Matt Yglesias says blame Max Baucus for the difficulty progressives are having right now in mobilizing behind healthcare reform because we don't have a bill yet to mobilize behind, just a nebulous outline that we're calling "reform."
But if you can believe today's New York Times report Jed posted earlier, Baucus didn't necessarily get here by himself. It would seem his ally and former chief of staff Jim Messina, deputy White House chief of staff, might have helped along the way.
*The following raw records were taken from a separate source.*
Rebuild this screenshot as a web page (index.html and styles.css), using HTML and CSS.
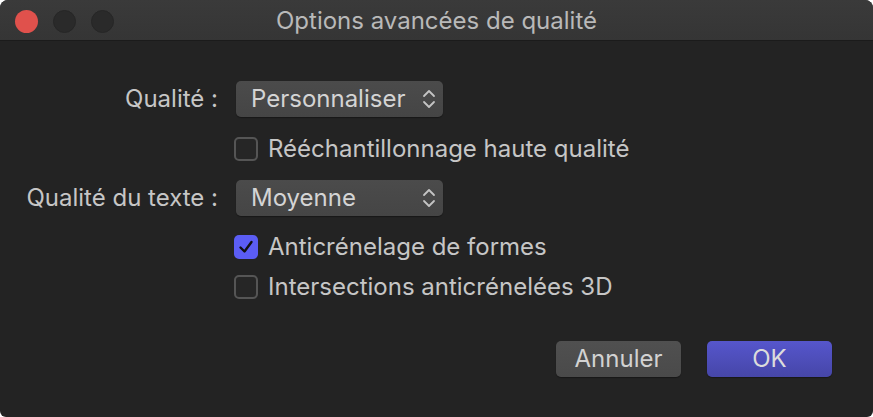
FILE: index.html
```html
<!DOCTYPE html>
<html lang="fr">
<head>
<meta charset="utf-8">
<title>Options avancées de qualité</title>
<link rel="stylesheet" href="styles.css">
</head>
<body>
<div class="window">
  <div class="titlebar">
    <div class="lights">
      <span class="light red"></span>
      <span class="light off"></span>
      <span class="light off"></span>
    </div>
    <div class="title">Options avancées de qualité</div>
  </div>
  <div class="content">
    <div class="form">
      <div class="label">Qualité :</div>
      <div class="popup"><span>Personnaliser</span>
        <svg class="chev" width="14" height="22" viewBox="0 0 14 22"><path d="M2 8 L7 3 L12 8 M2 14 L7 19 L12 14" fill="none" stroke="#c4c4c4" stroke-width="1.8" stroke-linecap="round" stroke-linejoin="round"/></svg>
      </div>
      <div class="empty"></div>
      <label class="check r1"><span class="box"></span><span>Rééchantillonnage haute qualité</span></label>
      <div class="label">Qualité du texte :</div>
      <div class="popup p2"><span>Moyenne</span>
        <svg class="chev" width="14" height="22" viewBox="0 0 14 22"><path d="M2 8 L7 3 L12 8 M2 14 L7 19 L12 14" fill="none" stroke="#c4c4c4" stroke-width="1.8" stroke-linecap="round" stroke-linejoin="round"/></svg>
      </div>
      <div class="empty"></div>
      <label class="check r2"><span class="box on"><svg width="24" height="24" viewBox="0 0 24 24"><path d="M6.5 12.5 L10.5 16.5 L17.5 7" fill="none" stroke="#111" stroke-width="2.4" stroke-linecap="round" stroke-linejoin="round"/></svg></span><span>Anticrénelage de formes</span></label>
      <div class="empty"></div>
      <label class="check r3"><span class="box"></span><span>Intersections anticrénelées 3D</span></label>
    </div>
    <div class="buttons">
      <button class="btn cancel">Annuler</button>
      <button class="btn ok">OK</button>
    </div>
  </div>
</div>
</body>
</html>
```
FILE: styles.css
```css
html, body {
  margin: 0;
  padding: 0;
  background: #ffffff;
}
body {
  width: 873px;
  height: 417px;
  overflow: hidden;
  font-family: Inter, "Liberation Sans", sans-serif;
}
.window {
  width: 873px;
  height: 417px;
  border-radius: 8px 8px 6px 6px;
  overflow: hidden;
  background: #232323;
  display: flex;
  flex-direction: column;
}
.titlebar {
  height: 41px;
  flex: none;
  background: linear-gradient(#3a3a3a, #353535);
  border-bottom: 1px solid #1b1b1b;
  box-sizing: border-box;
  position: relative;
  display: flex;
  align-items: center;
  justify-content: center;
}
.lights {
  position: absolute;
  left: 15px;
  top: 10px;
  display: flex;
  gap: 15px;
}
.light {
  width: 23px;
  height: 23px;
  border-radius: 50%;
  display: block;
}
.light.red { background: #e0514c; }
.light.off { background: #2a2a2a; border: 1px solid #262626; box-sizing: border-box; }
.title {
  color: #b9b9b9;
  font-size: 24px;
  line-height: 24px;
  margin-top: 2px;
}
.content {
  flex: 1;
  display: flex;
  flex-direction: column;
  padding-top: 40px;
}
.form {
  display: grid;
  grid-template-columns: 218px 1fr;
  column-gap: 16px;
  align-items: center;
}
.label {
  text-align: right;
  color: #c6c6c6;
  font-size: 24px;
  line-height: 24px;
}
.popup {
  width: 207px;
  height: 36px;
  box-sizing: border-box;
  margin-left: 2px;
  border-radius: 5px;
  background: linear-gradient(#4b4b4b, #454545);
  box-shadow: 0 1px 1px rgba(0,0,0,0.35);
  display: flex;
  align-items: center;
  justify-content: space-between;
  padding: 0 7px 0 15px;
  color: #d4d4d4;
  font-size: 24px;
  line-height: 24px;
}
.chev { display: block; }
.check {
  display: flex;
  align-items: center;
  gap: 10px;
  color: #c6c6c6;
  font-size: 24px;
  line-height: 24px;
}
.check.r1 { margin-top: 20px; margin-bottom: 19px; }
.check.r2 { margin-top: 19px; }
.check.r3 { margin-top: 16px; }
.box {
  width: 24px;
  height: 24px;
  box-sizing: border-box;
  border: 2px solid #555555;
  border-radius: 5px;
  background: #262626;
  flex: none;
  display: block;
}
.box.on {
  background: #5b5df4;
  border: none;
}
.box svg { display: block; }
.buttons {
  display: flex;
  justify-content: flex-end;
  gap: 26px;
  padding-right: 41px;
  margin-top: 42px;
}
.btn {
  width: 125px;
  height: 36px;
  border-radius: 5px;
  border: none;
  font-family: inherit;
  font-size: 24px;
  line-height: 24px;
  color: #d2d2d2;
  padding: 0;
  box-shadow: 0 1px 1px rgba(0,0,0,0.35);
}
.btn.cancel { background: linear-gradient(#505050, #4a4a4a); }
.btn.ok { background: linear-gradient(#5656cc, #4646a8); color: #dcdcdc; }
```
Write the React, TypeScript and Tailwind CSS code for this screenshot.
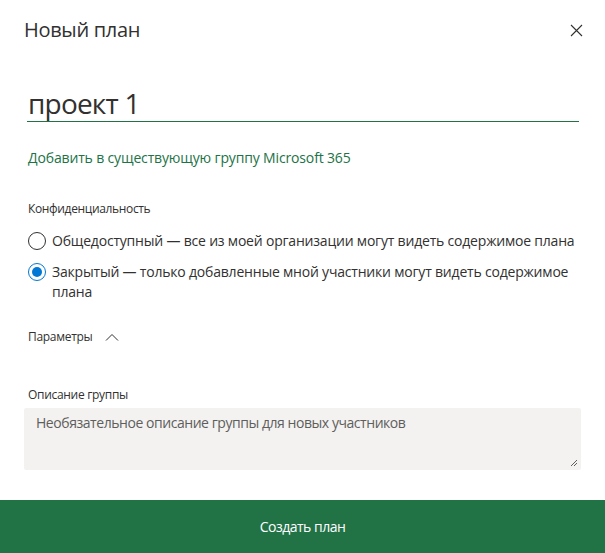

Messina is a Western states whiz kid, an Idahoan who went to college in Montana, has worked on the Hill, helped Tester get elected, and eventually became Baucus's chief of staff and close friend, almost a son to him. The rumor among political types in Montana is that it was precisely Messina's ties to Baucus and to all the former Baucus staffers involved in industry that put him the White House and on the negotiating team for healthcare reform.
So back to the agreement with the drug industry which Messina affirmed today for the NYT.
Mr. Tauzin said the administration had approached him to negotiate. "They wanted a big player to come in and set the bar for everybody else," he said. He said the White House had directed him to negotiate with Senator Max Baucus, the business-friendly Montana Democrat who leads the Senate Finance Committee.
Mr. Tauzin said the White House had tracked the negotiations throughout, assenting to decisions to move away from ideas like the government negotiation of prices or the importation of cheaper drugs from Canada. The $80 billion in savings would be over a 10-year period. "80 billion is the max, no more or less," he said. "Adding other stuff changes the deal."
After reaching an agreement with Mr. Baucus, Mr. Tauzin said, he met twice at the White House with Rahm Emanuel, the White House chief of staff; Mr. Messina, his deputy; and Nancy-Ann DeParle, the aide overseeing the health care overhaul, to confirm the administration’s support for the terms.
"They blessed the deal," Mr. Tauzin said. Speaker Nancy Pelosi said the House was not bound by any industry deals with the Senate or the White House.
But, Mr. Tauzin said, "as far we are concerned, that is a done deal." He said, "It’s up to the White House and Senator Baucus to follow through.
The first question this raises is whether the supposedly politically savvy Messina and Emanuel thought they could actually get away with playing Billy Tauzin, of all people. This is too cute by far, and it was inevitable that Tauzin was going to go public with the deal if he thought they were going to renege.
Where does that leave the other four committee chairs? If the House wasn't bound by this industry deal, presumably the Senate HELP committee wasn't either. Could it explain why so much focus has been on Baucus's committee, why he's been able to drag this out, miss deadline after deadline, continue to follow the fool's errand of a "bipartisan" deal? Is Tauzin right in saying that this is "up to the White House and Senator Baucus"? As Jed pointed out, the ability of the government to negotiate drug prices is critical to actually cutting costs.
But it's got to lead to a larger question--how much of this has the White House turned over to Baucus and industry? It's a question that Democrats in the House, particularly, have.
The pressure from Mr. Tauzin to affirm the deal offers a window on the secretive and potentially risky game the Obama administration has played as it tries to line up support from industry groups typically hostile to government health care initiatives, even as their lobbyists pushed to influence the health measure for their benefit.
In an interview on Wednesday, Representative Raul M. Grijalva, the Arizona Democrat who is co-chairman of the House progressive caucus, called Mr. Tauzin’s comments "disturbing."
"We have all been focused on the debate in Congress, but perhaps the deal has already been cut," Mr. Grijalva said. "That would put us in the untenable position of trying to scuttle it."
He added: "It is a pivotal issue not just about health care. Are industry groups going to be the ones at the table who get the first big piece of the pie and we just fight over the crust?"
Fighting this hard for a Baucus bill would be at best self-defeating. Cuz here's what we'd be getting.
The emerging Finance Committee bill would shave about $100 billion off the projected trillion-dollar cost of the legislation over the next decade and eventually provide coverage to 94 percent of Americans, according to participants in the talks. It would expand Medicaid, crack down on insurers, abandon the government insurance option that President Obama is seeking and, for the first time, tax health-care benefits under the most generous plans. Backers say the bill would also offer the only concrete plan before Congress for reining in the skyrocketing cost of federal health programs over the long term.
The bottom line is we need to know what we're fighting for, and it ain't "co-ops" and cuts to federal health programs when private insurers and drug companies continue to earn astronomical profits.